Saat ini, Kantor Imigrasi Krui terus beradaptasi dengan kemajuan teknologi dan tuntutan pelayanan publik yang lebih baik. Implementasi aplikasi M-Paspor untuk antrean online, program “Eazy Passport” untuk layanan jemput bola, serta pemanfaatan teknologi informasi dalam sistem pengawasan, menjadi prioritas. Tantangan yang dihadapi meliputi pengawasan garis pantai yang sangat panjang dan banyak titik masuk tidak resmi, penyebaran informasi yang merata kepada masyarakat, serta penanganan kasus-kasus pelanggaran keimigrasian yang dinamis.

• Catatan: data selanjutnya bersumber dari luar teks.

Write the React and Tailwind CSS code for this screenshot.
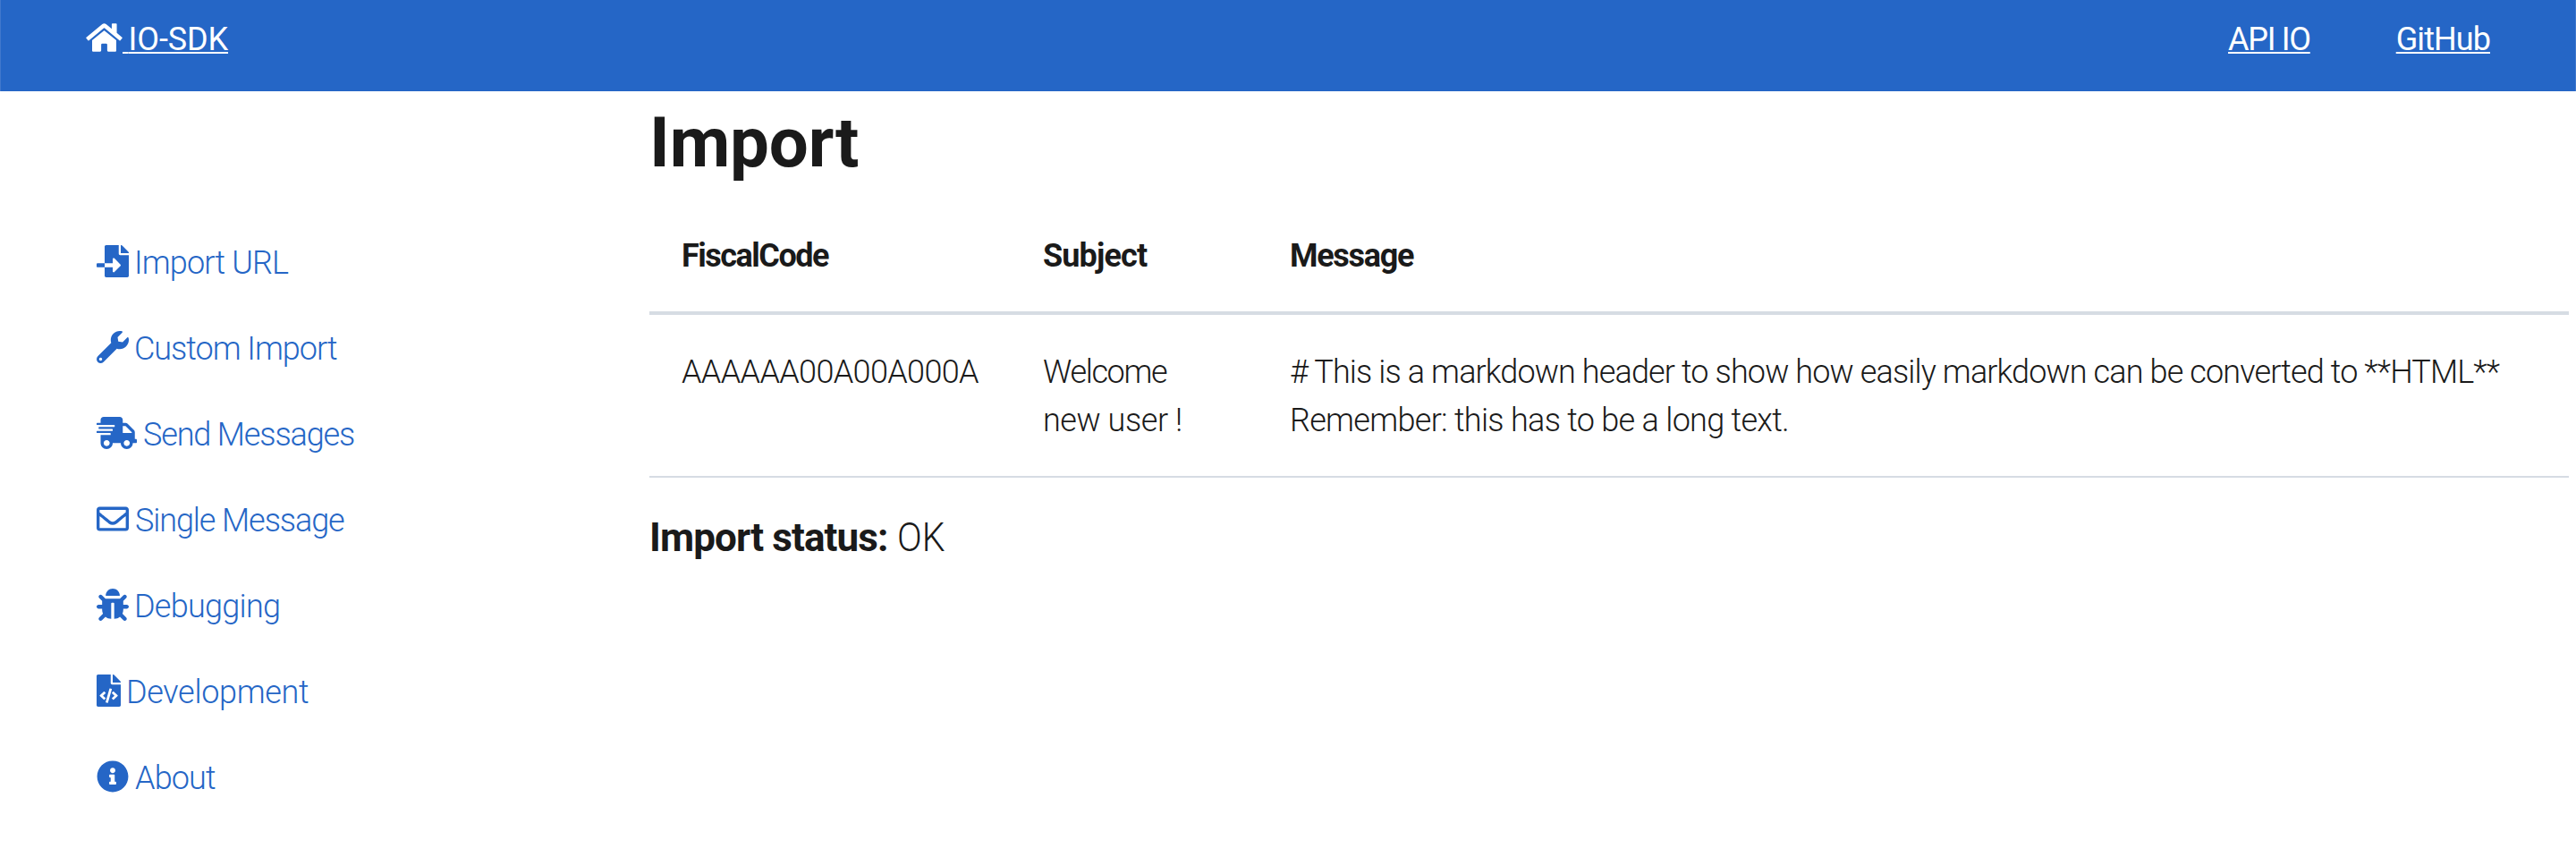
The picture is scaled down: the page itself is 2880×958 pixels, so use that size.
import {
  FaHome,
  FaFileImport,
  FaWrench,
  FaShippingFast,
  FaRegEnvelope,
  FaBug,
  FaFileCode,
  FaInfoCircle,
} from "react-icons/fa";

const menu = [
  { label: "Import URL", Icon: FaFileImport, icon: "w-9", text: "ml-[6px] tracking-[-0.84px]" },
  { label: "Custom Import", Icon: FaWrench, icon: "w-9", text: "ml-[6px] tracking-[-1.02px]" },
  { label: "Send Messages", Icon: FaShippingFast, icon: "w-[45px]", text: "ml-[7px] tracking-[-1.14px]" },
  { label: "Single Message", Icon: FaRegEnvelope, icon: "w-9", text: "ml-[7px] tracking-[-1.09px]" },
  { label: "Debugging", Icon: FaBug, icon: "w-9", text: "ml-[6px] tracking-[-0.73px]" },
  { label: "Development", Icon: FaFileCode, icon: "w-[27px]", text: "ml-[6px] tracking-[-0.32px]" },
  { label: "About", Icon: FaInfoCircle, icon: "w-9", text: "ml-[7px] tracking-[-0.86px]" },
];

function Header() {
  return (
    <header className="flex h-[102px] items-start justify-between border-x border-[#4178cd] bg-[#2566c6] pt-[17px] pr-[95px] pl-[95px] leading-[54px] text-white">
      <a href="#home" className="flex">
        <FaHome className="mt-[7px] h-9 w-[41px]" />
        <span className="whitespace-pre underline decoration-2 underline-offset-[2px]">
          <span className="tracking-[-2.4px]"> </span>
          <span className="tracking-[-0.1px]">IO-SDK</span>
        </span>
      </a>
      <nav className="flex gap-24">
        <a href="#api" className="tracking-[-1.3px] underline decoration-2 underline-offset-[2px]">
          API IO
        </a>
        <a href="#github" className="tracking-[-0.92px] underline decoration-2 underline-offset-[2px]">
          GitHub
        </a>
      </nav>
    </header>
  );
}

function Sidebar() {
  return (
    <aside className="w-[726px] shrink-0 pt-[144px] pl-[108px]">
      <ul className="font-light text-[#2566c6]">
        {menu.map(({ label, Icon, icon, text }) => (
          <li key={label} className="h-24 pt-[21px] leading-[54px]">
            <a href="#menu" className="flex">
              <Icon className={"mt-[7px] h-9 " + icon} />
              <span className={text}>{label}</span>
            </a>
          </li>
        ))}
      </ul>
    </aside>
  );
}

export default function App() {
  return (
    <div className="h-[958px] overflow-hidden bg-white font-['Roboto',sans-serif] text-[36px] text-[#1a1a1a]">
      <Header />
      <div className="flex">
        <Sidebar />
        <main className="w-[2146px] pt-[10px]">
          <h1 className="text-[78px] leading-[96px] font-bold tracking-[-0.15px]">Import</h1>
          <table className="mt-[14px] w-full table-fixed border-separate border-spacing-0 text-left leading-[54px]">
            <colgroup>
              <col className="w-[404px]" />
              <col className="w-[277px]" />
              <col />
            </colgroup>
            <thead>
              <tr className="h-[130px] align-top font-bold">
                <th className="border-b-4 border-[#d6dce3] pt-[37px] pl-9 tracking-[-1.5px]">FiscalCode</th>
                <th className="border-b-4 border-[#d6dce3] pt-[37px] pl-9 tracking-[-0.86px]">Subject</th>
                <th className="border-b-4 border-[#d6dce3] pt-[37px] pl-[35px] tracking-[-1.3px]">Message</th>
              </tr>
            </thead>
            <tbody>
              <tr className="h-[182px] align-top font-light">
                <td className="border-b-2 border-[#d6dce3] pt-[37px] pl-9 tracking-[-0.65px]">AAAAAA00A00A000A</td>
                <td className="border-b-2 border-[#d6dce3] pt-[37px] pl-9">
                  <div className="tracking-[-1.35px]">Welcome</div>
                  <div className="tracking-[-0.43px]">new user !</div>
                </td>
                <td className="border-b-2 border-[#d6dce3] pt-[37px] pl-[35px] whitespace-nowrap">
                  <div className="tracking-[-0.87px]">
                    # This is a markdown header to show how easily markdown can be converted to **HTML**
                  </div>
                  <div className="tracking-[-0.7px]">Remember: this has to be a long text.</div>
                </td>
              </tr>
            </tbody>
          </table>
          <p className="mt-[37px] flex text-[44px] leading-[60px]">
            <strong className="font-bold tracking-[-0.9px]">Import status:</strong>
            <span className="ml-[10px] origin-left scale-x-[0.93] font-light">OK</span>
          </p>
        </main>
      </div>
    </div>
  );
}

Melalui sinergi dengan berbagai instansi penegak hukum (TNI, Polri, Bea Cukai) dan pemerintah daerah dalam wadah Tim Pengawasan Orang Asing (TIMPORA), Kantor Imigrasi Krui bertekad untuk menjadi pilar penting dalam menjaga kedaulatan negara, ketertiban umum, serta berkontribusi pada pembangunan ekonomi dan kesejahteraan masyarakat Pesisir Barat. Sejarah Imigrasi Pesisir Barat adalah kisah tentang bagaimana sebuah wilayah dengan pesona alam luar biasa terus beradaptasi untuk mengatur pergerakan manusia demi keamanan dan kemajuan.